= What is expected =
Copy every line from the material below that holds "React".

= Data to process =
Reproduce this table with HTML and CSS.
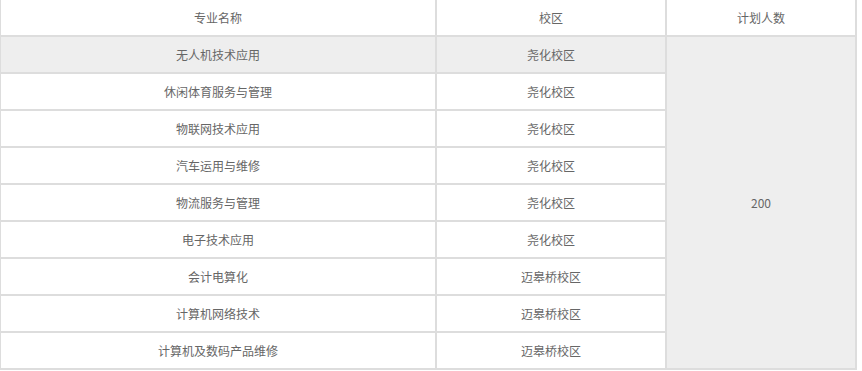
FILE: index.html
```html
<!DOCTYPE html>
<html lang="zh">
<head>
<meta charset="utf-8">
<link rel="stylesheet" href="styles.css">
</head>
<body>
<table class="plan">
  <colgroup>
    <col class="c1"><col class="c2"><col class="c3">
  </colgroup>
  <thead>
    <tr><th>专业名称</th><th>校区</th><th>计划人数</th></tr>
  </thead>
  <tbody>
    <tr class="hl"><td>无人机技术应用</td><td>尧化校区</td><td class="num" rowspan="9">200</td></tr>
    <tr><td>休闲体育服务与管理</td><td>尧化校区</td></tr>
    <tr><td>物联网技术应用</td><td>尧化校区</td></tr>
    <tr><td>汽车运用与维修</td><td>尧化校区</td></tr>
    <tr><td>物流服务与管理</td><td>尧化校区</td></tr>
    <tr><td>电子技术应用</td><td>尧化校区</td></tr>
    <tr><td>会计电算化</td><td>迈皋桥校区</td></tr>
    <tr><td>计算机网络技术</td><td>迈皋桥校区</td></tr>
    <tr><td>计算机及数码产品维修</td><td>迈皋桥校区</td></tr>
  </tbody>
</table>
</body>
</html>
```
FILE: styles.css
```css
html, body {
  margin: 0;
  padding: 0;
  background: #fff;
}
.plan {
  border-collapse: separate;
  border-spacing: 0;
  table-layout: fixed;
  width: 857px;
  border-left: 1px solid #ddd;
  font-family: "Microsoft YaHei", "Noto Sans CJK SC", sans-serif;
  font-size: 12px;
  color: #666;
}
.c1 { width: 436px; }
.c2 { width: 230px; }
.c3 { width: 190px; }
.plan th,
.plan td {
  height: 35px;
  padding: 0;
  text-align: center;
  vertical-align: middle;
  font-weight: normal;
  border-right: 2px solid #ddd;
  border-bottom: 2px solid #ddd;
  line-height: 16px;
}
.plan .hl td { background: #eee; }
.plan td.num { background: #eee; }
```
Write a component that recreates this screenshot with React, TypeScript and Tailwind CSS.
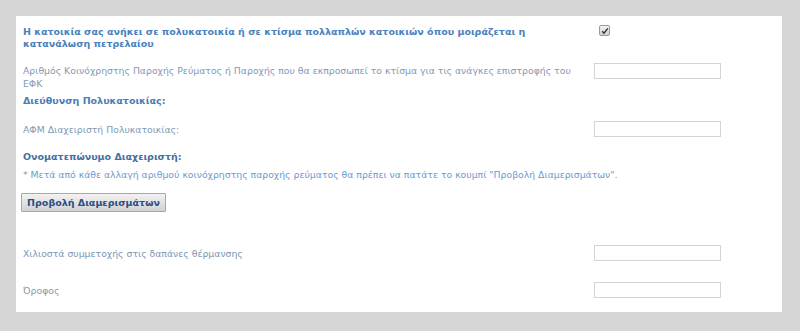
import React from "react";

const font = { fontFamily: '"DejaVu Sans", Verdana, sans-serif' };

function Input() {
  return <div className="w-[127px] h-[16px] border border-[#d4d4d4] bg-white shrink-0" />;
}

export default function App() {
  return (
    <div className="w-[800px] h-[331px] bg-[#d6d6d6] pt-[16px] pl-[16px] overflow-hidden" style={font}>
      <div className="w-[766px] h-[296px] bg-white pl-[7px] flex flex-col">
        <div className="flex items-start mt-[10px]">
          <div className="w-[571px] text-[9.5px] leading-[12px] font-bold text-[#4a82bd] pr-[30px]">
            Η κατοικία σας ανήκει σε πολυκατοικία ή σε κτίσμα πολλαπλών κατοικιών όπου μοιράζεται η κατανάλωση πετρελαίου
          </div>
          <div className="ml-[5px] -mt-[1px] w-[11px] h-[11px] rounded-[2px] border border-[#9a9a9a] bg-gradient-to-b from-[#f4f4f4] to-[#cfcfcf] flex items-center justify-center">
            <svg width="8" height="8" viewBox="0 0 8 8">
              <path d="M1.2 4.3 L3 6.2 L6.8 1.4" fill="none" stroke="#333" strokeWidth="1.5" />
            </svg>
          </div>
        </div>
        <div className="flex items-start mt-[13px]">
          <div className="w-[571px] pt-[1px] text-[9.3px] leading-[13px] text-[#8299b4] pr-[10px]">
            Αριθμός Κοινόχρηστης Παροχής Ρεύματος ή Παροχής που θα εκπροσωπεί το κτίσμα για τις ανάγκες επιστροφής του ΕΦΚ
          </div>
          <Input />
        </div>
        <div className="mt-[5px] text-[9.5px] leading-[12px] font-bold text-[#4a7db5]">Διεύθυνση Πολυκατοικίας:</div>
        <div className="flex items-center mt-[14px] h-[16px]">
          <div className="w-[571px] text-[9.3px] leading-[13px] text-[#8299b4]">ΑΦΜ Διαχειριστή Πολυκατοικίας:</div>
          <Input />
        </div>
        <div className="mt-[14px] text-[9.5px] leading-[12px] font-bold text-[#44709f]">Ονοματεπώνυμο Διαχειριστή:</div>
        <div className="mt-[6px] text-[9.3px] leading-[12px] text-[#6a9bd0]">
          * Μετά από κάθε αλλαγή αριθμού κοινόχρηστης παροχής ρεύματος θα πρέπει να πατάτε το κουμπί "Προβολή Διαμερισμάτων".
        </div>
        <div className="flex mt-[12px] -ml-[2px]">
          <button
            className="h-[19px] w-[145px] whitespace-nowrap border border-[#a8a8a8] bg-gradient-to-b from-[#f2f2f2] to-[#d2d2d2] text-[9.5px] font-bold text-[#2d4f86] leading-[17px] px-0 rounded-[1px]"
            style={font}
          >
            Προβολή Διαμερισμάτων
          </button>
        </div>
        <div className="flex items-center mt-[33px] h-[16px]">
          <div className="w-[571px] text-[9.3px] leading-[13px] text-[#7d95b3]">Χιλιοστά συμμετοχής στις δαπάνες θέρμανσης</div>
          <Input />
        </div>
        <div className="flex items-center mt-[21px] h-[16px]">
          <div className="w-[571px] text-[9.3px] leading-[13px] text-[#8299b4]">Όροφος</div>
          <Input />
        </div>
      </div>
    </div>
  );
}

= Completed task =
Write a component that recreates this screenshot with React, TypeScript and Tailwind CSS.
import React from "react";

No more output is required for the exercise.